Usted contribuyó mucho a tener una nueva visión sobre los pueblos indígenas y sus derechos. Hoy vivimos una época en la que estamos retrocediendo sobre lo avanzado en esta materia…
Es complicado digerir cómo hemos llegado a este punto, especialmente después de tantos avances que parecían indiscutibles. Durante años, he estado involucrado en el trabajo con comunidades indígenas, y creo que habíamos logrado cambiar muchas de las narrativas que tradicionalmente les habían asignado. Pero ahora, estamos viendo cómo esos avances parecen desmoronarse, como si estuviéramos retrocediendo en lugar de avanzar. Eso me preocupa, claro. Pero también me mantiene en alerta. Uno espera que lo que se ha escrito, discutido y practicado con los pueblos indígenas y sus líderes siga creciendo, que el camino que hemos despejado siga siendo transitado y mejorado. Pero de repente estamos retrocediendo. Y no me refiero solo al retroceso político o social, sino a una especie de cansancio en la lucha. Pero no, no es una razón para deprimirse. Si algo he aprendido es que la lucha sigue, siempre. Incluso en este momento en que, por ejemplo, Estados Unidos parece estar tomando un rumbo hacia el fascismo, uno debe mantener la esperanza. A pesar de todo, siempre digo, «pasado mañana esto pasará», porque lo que está sucediendo, aunque grave, no es irreversible. Y el trabajo de organización, de resistencia, debe continuar.
¿Cómo ve usted el panorama actual para las comunidades indígenas y sus derechos a propósito del auge de la extrema derecha?
El auge de la extrema derecha, tanto en el ámbito global como local, es una amenaza real para los derechos de las minorías, incluidas las comunidades indígenas. Lo que estamos viviendo es, en muchos casos, un cuestionamiento directo de esos derechos, como si los logros que habíamos alcanzado no fueran suficientemente sólidos. Pero aquí es donde entra la importancia de reforzar constantemente los derechos humanos, los derechos ambientales y, por supuesto, los derechos de la naturaleza. Es crucial que, en este contexto, no perdamos la esperanza ni la capacidad de resistir. La lucha no es solo de los pueblos indígenas, sino de todos los que creemos en un mundo más justo y equitativo. Y para que esa lucha sea efectiva, debemos ser conscientes de las tácticas de los poderosos, pero también debemos encontrar la manera de organizarnos, de ser inteligentes en nuestras acciones y de involucrar a las mujeres, que tienen un papel fundamental en esta revolución que está por venir.
Una de las batallas que se está librando ahora es la que se refiere al reconocimiento de los derechos de la naturaleza…
Esa idea de los derechos de la naturaleza es, sin duda, revolucionaria.

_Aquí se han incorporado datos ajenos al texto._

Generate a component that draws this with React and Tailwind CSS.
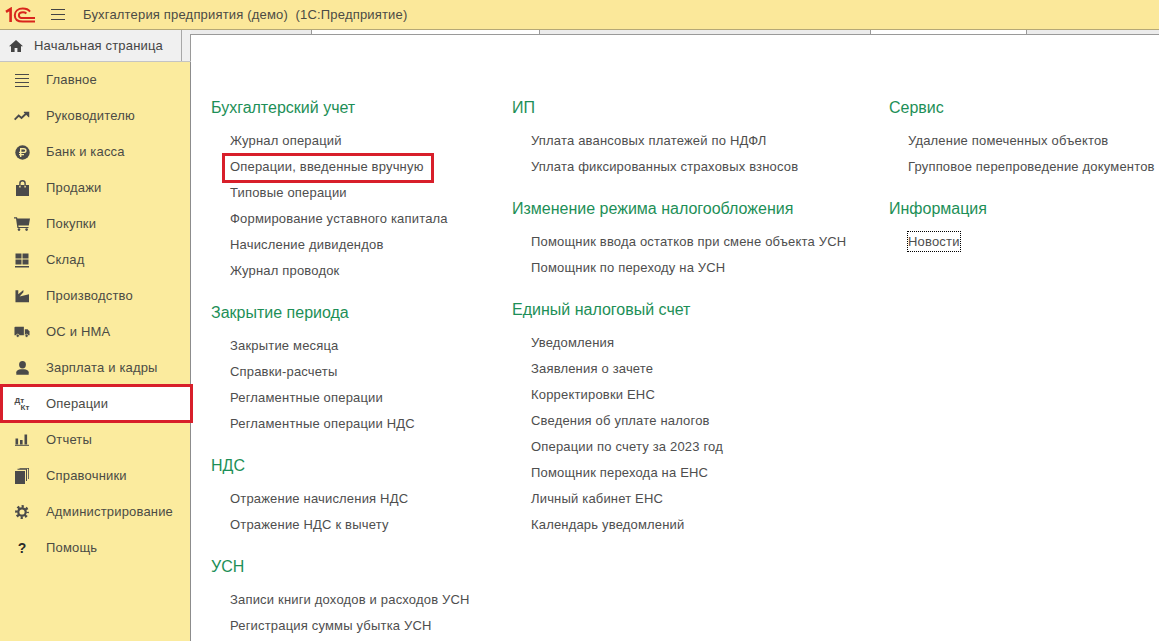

En Ecuador, por ejemplo, la Constitución reconoce los derechos del agua y de la naturaleza. No es algo que se aplique de manera perfecta, pero el principio está ahí, y eso es lo importante. Decir que el agua tiene derecho, que no es solo un recurso, sino un ente vivo, tiene una enorme carga transformadora. Imaginemos que los niños crezcan sabiendo que el agua tiene derechos, que no se debe desperdiciar. En mi experiencia, la gente tiende a ver la naturaleza como un objeto más, como algo que puede ser explotado, destruido y consumido sin consecuencias. Pero si uno adopta la visión de que la naturaleza, la tierra, el agua, tienen una vida propia, un propósito, entonces todo cambia. Hay que enseñar que el agua tiene intencionalidad, que va de la lluvia a la tierra, al ciclo vital, y que debemos respetarla en todos sus estados. Este tipo de educación ecológica no se trata solo de enseñar a los niños a cuidar el medio ambiente, sino de transmitirles una forma de vivir, de estar en el mundo, que desafía todo lo que hemos aprendido sobre explotación y consumo. Creo que este concepto de los derechos de la naturaleza es fundamental para abordar el calentamiento global, las crisis ecológicas y las amenazas a la vida que enfrentamos hoy.
(*) Encargada de prensa del IDEHPUCP.